= Strangers (Parliament of the United Kingdom) =

Non-parliamentary person present at a parliament

The term stranger is the traditional way of referring to someone physically present in the Palace of Westminster who is neither a member of parliament nor a parliamentary official. In 2004, a motion was approved implementing the recommendation of the Modernisation Committee that the term stranger no longer be used and be replaced with either member of the public or the public, although Standing Order No. 13, paragraph 1 of the House of Lords still mentions strangers to this present day.

Nowadays, visitors can watch debates, and can sit in the Strangers' Gallery. Historically, visitors were not allowed in at all. Parliament still has the right to debate in private, and any visitor causing a disturbance can be ejected, or even taken into custody by the Serjeant at Arms. The House of Commons rarely goes into private session (the last occasion being on 4 December 2001 when it was
debating the Anti-Terrorism, Crime and Security Bill), and although much routine business is handled by select committees, second reading and third reading and usually attracts little attention, most main debates are public. Although BBC Parliament now broadcasts from the main debating chambers of both the House of Commons and House of Lords, as well as from important committees which may meet outside the chambers, it must turn off sound transmission during divisions.

Attempts to exclude visitors are usually employed simply to disrupt or delay the House's proceedings, a kind of filibustering. An MP wishing to interrupt used to shout "I spy strangers!" The Speaker then immediately put the motion "That strangers do now withdraw", as a point of order. If the motion was carried, the public galleries were cleared – this could (but rarely did) include the press gallery and Hansard; broadcast television and radio stops, and business continues in private. This was Standing Order No. 163 of the House.
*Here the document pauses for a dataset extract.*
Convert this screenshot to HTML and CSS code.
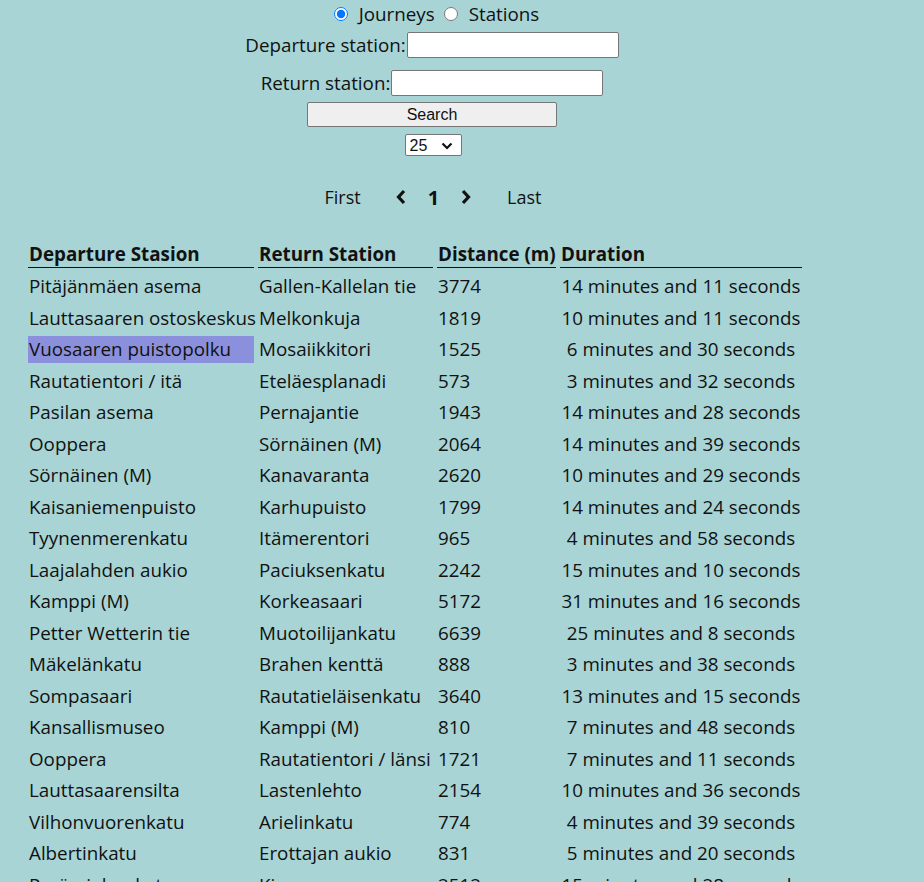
FILE: index.html
```html
<!DOCTYPE html>
<html lang="fi">
<head>
<meta charset="utf-8">
<title>Journeys</title>
<link rel="stylesheet" href="styles.css">
</head>
<body>
<div class="page">
  <div class="controls">
    <div class="mode">
      <label class="opt"><input type="radio" name="mode" checked> Journeys</label>
      <label class="opt"><input type="radio" name="mode"> Stations</label>
    </div>
    <div class="field field-dep"><label>Departure station:</label><input class="text" type="text"></div>
    <div class="field field-ret"><label>Return station:</label><input class="text" type="text"></div>
    <button class="search" type="button">Search</button>
    <div class="select-wrap">
      <select class="per-page"><option>25</option><option>50</option><option>100</option></select>
      <svg class="select-arrow" width="12" height="8" viewBox="0 0 12 8"><polyline points="1.5,1.5 6,6 10.5,1.5" fill="none" stroke="#111" stroke-width="2.2"/></svg>
    </div>
  </div>
  <nav class="pager">
    <span class="pg-text pg-first">First</span>
    <svg class="chev" width="10" height="16" viewBox="0 0 10 16"><polyline points="8,2 2.5,8 8,14" fill="none" stroke="#111" stroke-width="3.2"/></svg>
    <span class="pg-num">1</span>
    <svg class="chev" width="10" height="16" viewBox="0 0 10 16"><polyline points="2,2 7.5,8 2,14" fill="none" stroke="#111" stroke-width="3.2"/></svg>
    <span class="pg-text pg-last">Last</span>
  </nav>
</div>
<table class="journeys">
  <thead>
    <tr><th class="c1">Departure Stasion</th><th class="c2">Return Station</th><th class="c3">Distance (m)</th><th class="c4">Duration</th></tr>
  </thead>
  <tbody>
    <tr><td>Pitäjänmäen asema</td><td>Gallen-Kallelan tie</td><td>3774</td><td class="dur">14 minutes and 11 seconds</td></tr>
    <tr><td>Lauttasaaren ostoskeskus</td><td>Melkonkuja</td><td>1819</td><td class="dur">10 minutes and 11 seconds</td></tr>
    <tr><td class="hl">Vuosaaren puistopolku</td><td>Mosaiikkitori</td><td>1525</td><td class="dur">6 minutes and 30 seconds</td></tr>
    <tr><td>Rautatientori / itä</td><td>Eteläesplanadi</td><td>573</td><td class="dur">3 minutes and 32 seconds</td></tr>
    <tr><td>Pasilan asema</td><td>Pernajantie</td><td>1943</td><td class="dur">14 minutes and 28 seconds</td></tr>
    <tr><td>Ooppera</td><td>Sörnäinen (M)</td><td>2064</td><td class="dur">14 minutes and 39 seconds</td></tr>
    <tr><td>Sörnäinen (M)</td><td>Kanavaranta</td><td>2620</td><td class="dur">10 minutes and 29 seconds</td></tr>
    <tr><td>Kaisaniemenpuisto</td><td>Karhupuisto</td><td>1799</td><td class="dur">14 minutes and 24 seconds</td></tr>
    <tr><td>Tyynenmerenkatu</td><td>Itämerentori</td><td>965</td><td class="dur">4 minutes and 58 seconds</td></tr>
    <tr><td>Laajalahden aukio</td><td>Paciuksenkatu</td><td>2242</td><td class="dur">15 minutes and 10 seconds</td></tr>
    <tr><td>Kamppi (M)</td><td>Korkeasaari</td><td>5172</td><td class="dur">31 minutes and 16 seconds</td></tr>
    <tr><td>Petter Wetterin tie</td><td>Muotoilijankatu</td><td>6639</td><td class="dur">25 minutes and 8 seconds</td></tr>
    <tr><td>Mäkelänkatu</td><td>Brahen kenttä</td><td>888</td><td class="dur">3 minutes and 38 seconds</td></tr>
    <tr><td>Sompasaari</td><td>Rautatieläisenkatu</td><td>3640</td><td class="dur">13 minutes and 15 seconds</td></tr>
    <tr><td>Kansallismuseo</td><td>Kamppi (M)</td><td>810</td><td class="dur">7 minutes and 48 seconds</td></tr>
    <tr><td>Ooppera</td><td>Rautatientori / länsi</td><td>1721</td><td class="dur">7 minutes and 11 seconds</td></tr>
    <tr><td>Lauttasaarensilta</td><td>Lastenlehto</td><td>2154</td><td class="dur">10 minutes and 36 seconds</td></tr>
    <tr><td>Vilhonvuorenkatu</td><td>Arielinkatu</td><td>774</td><td class="dur">4 minutes and 39 seconds</td></tr>
    <tr><td>Albertinkatu</td><td>Erottajan aukio</td><td>831</td><td class="dur">5 minutes and 20 seconds</td></tr>
    <tr><td>Perämiehenkatu</td><td>Kiasma</td><td>2512</td><td class="dur">15 minutes and 28 seconds</td></tr>
  </tbody>
</table>
</body>
</html>
```

FILE: styles.css
```css
html, body {
  margin: 0;
  padding: 0;
  background: #a8d4d5;
}
body {
  font-family: "Open Sans", "Noto Sans", sans-serif;
  font-size: 18.8px;
  color: #111;
}
.page {
  width: 864px;
  text-align: center;
}
.controls {
  display: flex;
  flex-direction: column;
  align-items: center;
  padding-top: 1px;
}
.mode {
  display: flex;
  gap: 8px;
  height: 26px;
  align-items: center;
  margin-left: 8px;
}
.opt {
  display: flex;
  align-items: center;
  gap: 4px;
}
.opt input {
  margin: 0 7px 0 1px;
  width: 14px;
  height: 14px;
}
.field {
  display: flex;
  align-items: center;
  height: 26px;
}
.field-dep { margin-top: 5px; }
.field-ret { margin-top: 12px; }
.field label { margin-right: 1px; }
.text {
  width: 212px;
  height: 26px;
  box-sizing: border-box;
  border: 1px solid #767676;
  border-radius: 2px;
  background: #fff;
  padding: 1px 2px;
  margin: 0;
}
.search {
  margin-top: 6px;
  width: 250px;
  height: 25px;
  box-sizing: border-box;
  border: 1px solid #767676;
  border-radius: 2px;
  background: #efefef;
  font-family: "Liberation Sans", Arial, sans-serif;
  font-size: 16px;
  color: #111;
  padding: 0;
}
.select-wrap {
  position: relative;
  margin-top: 7px;
  width: 57px;
  height: 22px;
  margin-left: 2px;
}
.per-page {
  appearance: none;
  -webkit-appearance: none;
  display: block;
  width: 57px;
  height: 22px;
  box-sizing: border-box;
  border: 1px solid #767676;
  border-radius: 2px;
  background: #fff;
  font-family: "Liberation Sans", Arial, sans-serif;
  font-size: 16px;
  color: #111;
  padding: 0 0 0 4px;
  margin: 0;
}
.select-arrow {
  position: absolute;
  right: 9px;
  top: 8px;
  pointer-events: none;
}
.pager {
  display: flex;
  justify-content: center;
  align-items: center;
  margin-top: 28px;
  height: 26px;
  margin-left: 2px;
  font-size: 18px;
}
.pg-first { margin-right: 35px; }
.pg-last { margin-left: 36px; }
.pg-num {
  font-weight: bold;
  font-size: 20px;
  margin: 0 22px;
}
.journeys {
  margin-left: 24px;
  margin-top: 26px;
  border-collapse: separate;
  border-spacing: 4px 5px;
  font-size: 18.8px;
  table-layout: fixed;
  width: 782px;
}
.journeys th, .journeys td {
  height: 26.5px;
  padding: 0 1px;
  white-space: nowrap;
  overflow: visible;
  text-align: left;
  vertical-align: middle;
  box-sizing: border-box;
}
.journeys th {
  font-weight: bold;
  border-bottom: 1px solid #111;
  height: 27px;
}
.c1 { width: 226px; }
.c2 { width: 175px; }
.c3 { width: 119px; }
.c4 { width: 242px; }
.journeys td.dur { text-align: center; }
.journeys td.hl { background: #8b90dd; }
```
It has been amended as part of modernisation of Commons business, but the principle remains much the same.

On 27 April 1875, the Irish Nationalist MP Joseph Biggar caused the Prince of Wales (later King Edward VII) to be removed from the viewing gallery using this method.

During the English Civil War William Lenthall, the Speaker, essentially recognized the King only as a stranger, and not entitled to be in the chamber. He said, on being interrogated in the Commons by the king: "May it please your Majesty, I have neither eyes to see nor tongue to speak in this place but as the House is pleased to direct me, whose servant I am here."

To this day, the reigning monarch of the United Kingdom is not allowed entry to the House of Commons. At the State Opening of Parliament the monarch, through his or her servant Black Rod, summons the members of the House of Commons to the House of Lords; the door of the Commons is slammed shut and they must knock on it to request entry. The same tradition is preserved in Canada, where the Members of Parliament are summoned to the Senate Chamber at the State Opening of Parliament by the Governor General; similarly in Australia; and in New Zealand, where members of the House of Representatives are summoned to the chamber of the Legislative Council, although the Legislative Council abolished itself in 1951.